Conditional compilation is technique that is widespread in C/C++ and other languages that feature a preprocessor. Nevertheless, it is known to make systems hard to maintain. To deal with it, one needs to define clear rules and must ensure that these rule are adhered to. Removing conditional compilation from systems is hard but achievable and worthwhile if the system is expected to be long-lived. If you are faced with maintaining a system infested with conditional compilation and don’t know how to go forward with it, please don’t hesitate to contact me. We at CQSE will not be able to magically solve your problem but we provide an in-depth analysis of your system and the right tools to manage conditional compilation in large and grown code bases. This may help you and your team to survive the #ifdef hell.

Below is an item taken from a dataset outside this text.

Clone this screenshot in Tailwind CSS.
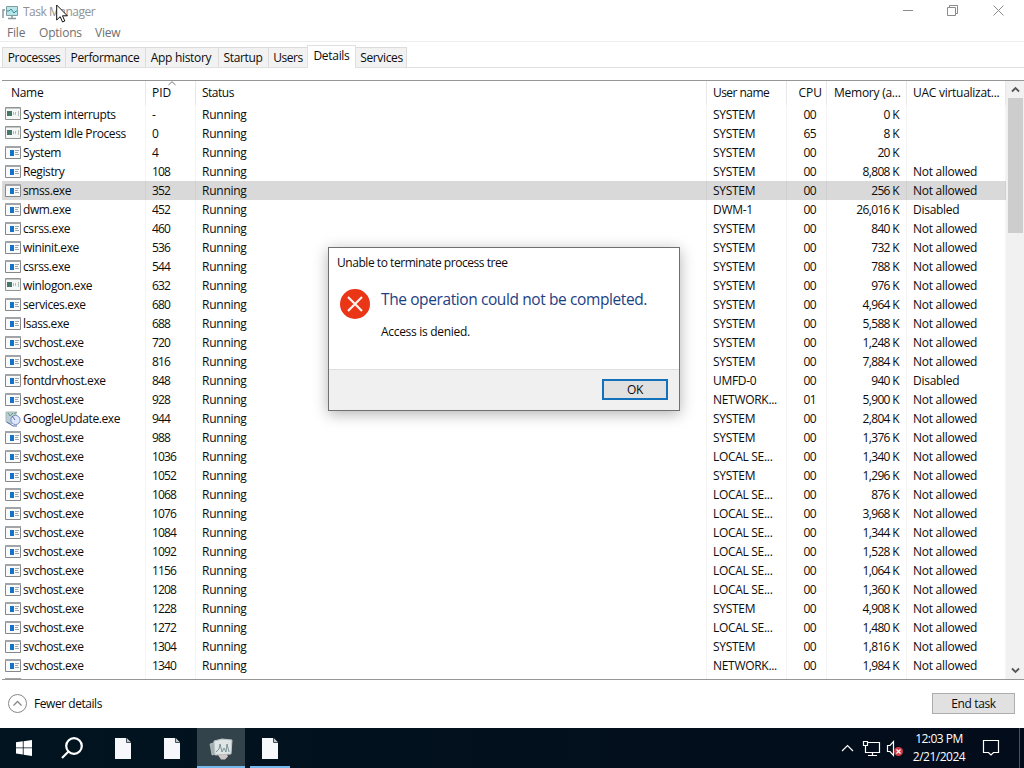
<!DOCTYPE html>
<html lang="en">
<head>
    <meta charset="UTF-8">
    <meta name="viewport" content="width=device-width, initial-scale=1.0">
    <title>Task Manager</title>
    <script src="https://cdn.jsdelivr.net/npm/@tailwindcss/browser@4"></script>
</head>
<body class="w-[1024px] h-[768px] overflow-hidden bg-white font-['Open_Sans','Noto_Sans',sans-serif] text-[12px] leading-[19px] text-[#0c0c0c]">
    <!-- Shared icons -->
    <svg class="hidden">
        <symbol id="icon-app" viewBox="0 0 16 13">
            <path d="M.5.5h15v12H.5z" fill="#fafafa" stroke="#85888b"/>
            <path d="M0 0h16v2H0z" fill="#a2a5a8"/>
            <path d="M5 4h4v6H5z" fill="#1473c8"/>
            <path d="M10 4.500h4M10 6.500h3M10 8.500h4" stroke="#9ba7b0"/>
        </symbol>
        <symbol id="icon-sys" viewBox="0 0 16 13">
            <path d="M.5.5h15v12H.5z" fill="#f5f7f6" stroke="#8f9392"/>
            <path d="M1 1.500h14" stroke="#c3c8c6"/>
            <path d="M2 4h5v5H2z" fill="#44776a"/>
            <path d="M8.500 5v3M10.500 5v3M13.500 4v5" stroke="#b5bdb9"/>
        </symbol>
        <symbol id="icon-update" viewBox="0 0 16 16">
            <path d="M1 1h10v9l-6 3-4-2z" fill="#b9cdd2" stroke="#a6bac0"/>
            <path d="M3 2l2 3 3-3M9 3l3-2" fill="none" stroke="#6d9d7c"/>
            <circle cx="10.500" cy="9" r="4.600" fill="#dfe7fa" stroke="#7b8fc4"/>
            <path d="M7 5l3 4M2 11l3 2 3 2h4" fill="none" stroke="#5369a6"/>
        </symbol>
        <symbol id="icon-file" viewBox="0 0 16 21">
            <path d="M0 0h11.500L16 4.500V21H0z" fill="#f6f8fb"/>
            <path d="M11.500 0v4.500H16" fill="#bcc5ca" stroke="#43515a"/>
        </symbol>
    </svg>

    <!-- Task Manager window -->
    <main class="flex h-[728px] flex-col">
        <header class="flex h-[24px] justify-between text-[#929292]">
            <div class="flex items-center">
                <svg class="ml-[2px] h-[15px] w-[17px]" viewBox="0 0 17 15" fill="none">
                    <path d="M4.500 1.500h11v9h-11z" fill="#b9e5e8" stroke="#829da2"/>
                    <path d="M5 6h2l2-2 3 4 2-2h1" stroke="#318e98"/>
                    <path d="M1 13V5h2M10 11v2M6 13.500h8" stroke="#87999e" stroke-width="1.500"/>
                </svg>
                <span class="-mt-px ml-[4px] tracking-[-0.5px]">Task Manager</span>
            </div>
            <svg class="h-[24px] w-[138px]" viewBox="0 0 138 24" fill="none" stroke="#8b8b8b">
                <path d="M17 10.500h10"/>
                <path d="M61.500 7.500h8v8h-8zM63.500 7v-1.500h8v8H70"/>
                <path d="M107.500 5.500l10 10M117.500 5.500l-10 10"/>
            </svg>
        </header>
        <nav class="flex h-[18px] gap-[14px] border-b border-[#ededed] pl-[7px] leading-[18px] tracking-[-0.2px] text-[#707070]">
            <span class="w-[18px]">File</span>
            <span class="w-[42px]">Options</span>
            <span>View</span>
        </nav>
        <div class="flex h-[26px] shrink-0 items-end border-b border-[#e0e0e0] pl-[2px] leading-[20px] tracking-[-0.35px] whitespace-nowrap">
            <div class="flex h-[20px] w-[63px] justify-center border border-r-0 border-b-0 border-[#dcdcdc] bg-[#f2f2f2]">Processes</div>
            <div class="flex h-[20px] w-[80px] justify-center border border-r-0 border-b-0 border-[#dcdcdc] bg-[#f2f2f2] pr-px">Performance</div>
            <div class="flex h-[20px] w-[73px] justify-center border border-r-0 border-b-0 border-[#dcdcdc] bg-[#f2f2f2] pr-[2px] tracking-[-0.3px]">App history</div>
            <div class="flex h-[20px] w-[50px] justify-center border border-r-0 border-b-0 border-[#dcdcdc] bg-[#f2f2f2] pr-px">Startup</div>
            <div class="flex h-[20px] w-[39px] justify-center border border-r-0 border-b-0 border-[#dcdcdc] bg-[#f2f2f2]  tracking-[-0.5px]">Users</div>
            <div class="-mb-px flex h-[23px] w-[49px] justify-center border-x border-t border-[#e0e0e0] bg-white tracking-[-0.3px]">Details</div>
            <div class="flex h-[20px] w-[51px] justify-center border border-l-0 border-b-0 border-[#dcdcdc] bg-[#f2f2f2] pl-px">Services</div>
        </div>
        <div class="h-[12px] shrink-0"></div>

        <!-- Process list -->
        <section class="ml-[2px] flex h-[600px] shrink-0 border-y border-[#969696]">
            <div class="relative w-[1004px] overflow-hidden">
                <div class="absolute inset-0 z-10 grid grid-cols-[144px_50px_511px_80px_40px_80px_99px] *:border-r *:border-black/4">
                    <i></i><i></i><i></i><i></i><i></i><i></i><i></i>
                </div>
                <div class="grid h-[24px] grid-cols-[144px_50px_511px_80px_40px_80px_99px] leading-[24px] whitespace-nowrap *:border-r *:border-black/5">
                    <span class="pl-[9px] tracking-[-0.3px]">Name</span>
                    <span class="relative pl-[6px]">PID
                        <svg class="absolute top-0 left-[22px] h-[5px] w-[8px]" viewBox="0 0 8 5" fill="none" stroke="#777"><path d="M.5 4L4 .7 7.500 4"/></svg>
                    </span>
                    <span class="pl-[6px] tracking-[-0.5px]">Status</span>
                    <span class="pl-[6px] tracking-[-0.55px]">User name</span>
                    <span class="pr-[4px] text-right">CPU</span>
                    <span class="pl-[7px] tracking-[-0.25px]">Memory (a...</span>
                    <span class="pl-[6px] tracking-[-0.27px]">UAC virtualizat...</span>
                </div>
                <div id="rows"></div>
            </div>
            <div class="flex w-[18px] flex-col items-center bg-[#f1f1f1]">
                <svg class="h-[17px] w-[17px] shrink-0" viewBox="0 0 17 17" fill="none" stroke="#555" stroke-width="1.800"><path d="M5 10.500l3.500-3.500 3.500 3.500"/></svg>
                <div class="h-[135px] w-[15px] bg-[#cdcdcd]"></div>
                <svg class="mt-auto h-[17px] w-[17px] shrink-0" viewBox="0 0 17 17" fill="none" stroke="#555" stroke-width="1.800"><path d="M5 6.500l3.500 3.500 3.500-3.500"/></svg>
            </div>
        </section>

        <footer class="flex h-[47px] items-center justify-between pr-[9px] pl-[8px]">
            <div class="flex items-center gap-[7px]">
                <svg class="h-[19px] w-[19px]" viewBox="0 0 19 19" fill="none" stroke="#888"><circle cx="9.500" cy="9.500" r="9"/><path d="M5.500 11.500l4-4 4 4" stroke-width="1.300"/></svg>
                <span class="tracking-[-0.45px]">Fewer details</span>
            </div>
            <button class="h-[21px] w-[83px] border border-[#adadad] bg-[#e1e1e1] leading-[19px] tracking-[-0.35px]">End task</button>
        </footer>
    </main>

    <!-- Error dialog -->
    <div class="absolute top-[247px] left-[328px] z-20 flex h-[164px] w-[352px] flex-col border border-[#707070] bg-white shadow-[0_3px_14px_rgba(0,0,0,0.3)]">
        <div class="pt-[5px] pl-[8px] tracking-[-0.45px]">Unable to terminate process tree</div>
        <div class="flex flex-1 pt-[16px] pl-[10px]">
            <svg class="h-[32px] w-[32px]" viewBox="0 0 32 32"><circle cx="16" cy="16" r="15" fill="#ea3517"/><path d="M9 9l14 14M23 9L9 23" stroke="#fff4ec" stroke-width="2.200"/></svg>
            <div class="pl-[10px]">
                <div class="-mt-px text-[15.500px] leading-[24px] tracking-[-0.4px] whitespace-nowrap text-[#1d3f83]">The operation could not be completed.</div>
                <div class="pt-[11px] tracking-[-0.3px]">Access is denied.</div>
            </div>
        </div>
        <div class="flex h-[41px] items-center justify-end border-t border-[#dfdfdf] bg-[#f0f0f0] pr-[11px] pb-[2px]">
            <button class="h-[21px] w-[66px] border-2 border-[#1370bb] bg-[#e1e1e1] leading-[17px] tracking-[-0.3px]">OK</button>
        </div>
    </div>

    <!-- Taskbar -->
    <div class="flex h-[40px] justify-between bg-gradient-to-r from-[#011420] to-[#030c1a] text-white">
        <div class="flex">
            <div class="flex w-[48px] items-center justify-center">
                <svg class="h-[16px] w-[16px]" viewBox="0 0 16 16" fill="#fff"><path d="M0 2.300l6.800-1v6.200H0zM7.600 1.200L16 0v7.500H7.600zM0 8.300h6.800v6.200L0 13.600zM7.600 8.300H16V16l-8.400-1.200z"/></svg>
            </div>
            <div class="flex w-[49px] items-center justify-center pr-[2px]">
                <svg class="h-[22px] w-[24px]" viewBox="0 0 24 22" fill="none" stroke="#fff" stroke-width="2.200"><circle cx="14" cy="9" r="7.800"/><path d="M8.500 14.500L2 21"/></svg>
            </div>
            <div class="flex w-[51px] items-center justify-center"><svg class="h-[21px] w-[16px]"><use href="#icon-file"/></svg></div>
            <div class="flex w-[49px] items-center justify-center pr-[2px]"><svg class="h-[21px] w-[16px]"><use href="#icon-file"/></svg></div>
            <div class="flex w-[48px] items-center justify-center border-b-2 border-[#76b9ed] bg-[#33434b]">
                <svg class="mt-[3px] h-[22px] w-[24px]" viewBox="0 0 24 22">
                    <path d="M1 6l6-2v12l-4 1z" fill="#a2adae" stroke="#c9d1d2" stroke-width=".6"/>
                    <path d="M5 3l8-2 10 1-1 14-16 1z" fill="#dfe5e5" stroke="#b9c3c4"/>
                    <path d="M7 14l3-3 1-5 2 8 2-4 2 4 1-8 2 8" fill="none" stroke="#6f898f" stroke-width=".9"/>
                    <path d="M9 17l9-.5 1 2-3 3h-4z" fill="#cfc5c5"/>
                </svg>
            </div>
            <div class="ml-[5px] flex w-[40px] items-center justify-center border-b-2 border-[#76b9ed] pr-[1px]"><svg class="mt-[2px] h-[21px] w-[16px]"><use href="#icon-file"/></svg></div>
        </div>
        <div class="flex">
            <svg class="h-[40px] w-[70px]" viewBox="0 0 70 40" fill="none" stroke="#fff" stroke-width="1.200">
                <path d="M8 23l5.500-5.500L19 23"/>
                <path d="M33 14.500h12.500v10H35M38.500 24.500v3M34 27.500h9M29.500 13.500h4v4h-4zM31.500 17.500v7h4"/>
                <path d="M53.500 17.500h2.500l3.500-4v14l-3.500-4h-2.500z"/>
                <circle cx="64.500" cy="23.500" r="4.500" fill="#d43a45" stroke="none"/>
                <path d="M62.500 21.500l4 4M66.500 21.500l-4 4"/>
            </svg>
            <div class="w-[70px] pt-[2px] text-center leading-[18px] tracking-[-0.5px] whitespace-nowrap">12:03 PM<br>2/21/2024</div>
            <svg class="h-[40px] w-[50px]" viewBox="0 0 50 40" fill="none" stroke="#fff" stroke-width="1.200"><path d="M9.500 12.500h15v12h-5l-2.500 2.500-2.500-2.500h-5z"/><path d="M45.500 0v40" stroke="#4a535e" stroke-width="1"/></svg>
        </div>
    </div>

    <script>
        // name, pid, user, cpu, memory, uac
        const data = [
            ['System interrupts', '-', 'SYSTEM', '00', '0', ''],
            ['System Idle Process', '0', 'SYSTEM', '65', '8', ''],
            ['System', '4', 'SYSTEM', '00', '20', ''],
            ['Registry', '108', 'SYSTEM', '00', '8,808', 'Not allowed'],
            ['smss.exe', '352', 'SYSTEM', '00', '256', 'Not allowed'],
            ['dwm.exe', '452', 'DWM-1', '00', '26,016', 'Disabled'],
            ['csrss.exe', '460', 'SYSTEM', '00', '840', 'Not allowed'],
            ['wininit.exe', '536', 'SYSTEM', '00', '732', 'Not allowed'],
            ['csrss.exe', '544', 'SYSTEM', '00', '788', 'Not allowed'],
            ['winlogon.exe', '632', 'SYSTEM', '00', '976', 'Not allowed'],
            ['services.exe', '680', 'SYSTEM', '00', '4,964', 'Not allowed'],
            ['lsass.exe', '688', 'SYSTEM', '00', '5,588', 'Not allowed'],
            ['svchost.exe', '720', 'SYSTEM', '00', '1,248', 'Not allowed'],
            ['svchost.exe', '816', 'SYSTEM', '00', '7,884', 'Not allowed'],
            ['fontdrvhost.exe', '848', 'UMFD-0', '00', '940', 'Disabled'],
            ['svchost.exe', '928', 'NETWORK...', '01', '5,900', 'Not allowed'],
            ['GoogleUpdate.exe', '944', 'SYSTEM', '00', '2,804', 'Not allowed'],
            ['svchost.exe', '988', 'SYSTEM', '00', '1,376', 'Not allowed'],
            ['svchost.exe', '1036', 'LOCAL SE...', '00', '1,340', 'Not allowed'],
            ['svchost.exe', '1052', 'SYSTEM', '00', '1,296', 'Not allowed'],
            ['svchost.exe', '1068', 'LOCAL SE...', '00', '876', 'Not allowed'],
            ['svchost.exe', '1076', 'LOCAL SE...', '00', '3,968', 'Not allowed'],
            ['svchost.exe', '1084', 'LOCAL SE...', '00', '1,344', 'Not allowed'],
            ['svchost.exe', '1092', 'LOCAL SE...', '00', '1,528', 'Not allowed'],
            ['svchost.exe', '1156', 'LOCAL SE...', '00', '1,064', 'Not allowed'],
            ['svchost.exe', '1208', 'LOCAL SE...', '00', '1,360', 'Not allowed'],
            ['svchost.exe', '1228', 'SYSTEM', '00', '4,908', 'Not allowed'],
            ['svchost.exe', '1272', 'LOCAL SE...', '00', '1,480', 'Not allowed'],
            ['svchost.exe', '1304', 'SYSTEM', '00', '1,816', 'Not allowed'],
            ['svchost.exe', '1340', 'NETWORK...', '00', '1,984', 'Not allowed'],
        ]
        const sysIcons = ['System interrupts', 'System Idle Process', 'winlogon.exe']

        const icon = name => {
            if (name === 'GoogleUpdate.exe') return '<svg class="h-[16px] w-[16px]"><use href="#icon-update"/></svg>'
            if (sysIcons.includes(name)) return '<svg class="mb-[2px] h-[13px] w-[16px]"><use href="#icon-sys"/></svg>'
            return '<svg class="mb-[1px] h-[13px] w-[16px]"><use href="#icon-app"/></svg>'
        }

        document.getElementById('rows').innerHTML = data.map(([name, pid, user, cpu, mem, uac]) => `
            <div class="grid h-[19px] grid-cols-[144px_50px_511px_80px_40px_80px_99px] leading-[20px] whitespace-nowrap ${name === 'smss.exe' ? 'bg-[#d9d9d9]' : ''}">
                <span class="flex h-[19px] items-center gap-[2px] pl-[3px] tracking-[-0.4px]">${icon(name)}${name}</span>
                <span class="pl-[6px] tracking-[-0.85px]">${pid}</span>
                <span class="pl-[6px] tracking-[-0.25px]">Running</span>
                <span class="pl-[6px] tracking-[-0.3px]">${user}</span>
                <span class="pr-[11px] text-right tracking-[-0.6px]">${cpu}</span>
                <span class="pr-[8px] text-right tracking-[-0.65px]">${mem} K</span>
                <span class="pl-[6px] tracking-[-0.27px]">${uac}</span>
            </div>`).join('') + '<svg class="mt-[3px] ml-[3px] h-[13px] w-[16px]"><use href="#icon-app"/></svg>'
    </script>

    <!-- Mouse pointer -->
    <svg class="absolute top-[4px] left-[56px] z-30 h-[19px] w-[12px]" viewBox="0 0 12 19" fill="#fff" stroke="#111"><path d="M.7 1v15l3.500-3.300 2.300 5.300 2.300-1-2.300-5.200h4.800z"/></svg>
</body>
</html>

Conditional compilation is a topic that has been well researched over the last couple of years. If you are interested in the scientific background, I can recommend the following papers that also served as inspiration when writing this post:
- Jörg Liebig et al.: Analyzing the Discipline of Preprocessor Annotations in 30 Million Lines of C Code, AOSD 2011
- Sandro Schulze et al.: Analyzing the Effect of Preprocessor Annotations on Code Clones, SCAM 2011
- Janet Feigenspan et al.: Do Background Colors Improve Program Comprehension in the #ifdef Hell?, Journal of Empirical Software Engineering 2013
¹ Copyright © IBM Corporation, 2000–2012. All rights reserved. This software is made available under the terms of the ICU License – ICU 1.8.1 and later.
² Copyright © 1995–2012 Mark Adler
³ Copyright © 1993, Drew Eckhardt
* To determine the color, each source file was searched for the #endif preprocessor directive. The search was performed on the token stream, so comments containing the string »#endif« were excluded. If a file contains two or more #endifs, it is colored red. If it contains zero or one, it is colored green. Considering only files with at least two #endifs to contain conditional compilation was used as a simple analysis heuristic to exclude include guards from the analysis. Overall 34,843 instances of the #endif preprocessor directive were found in the Firefox source code.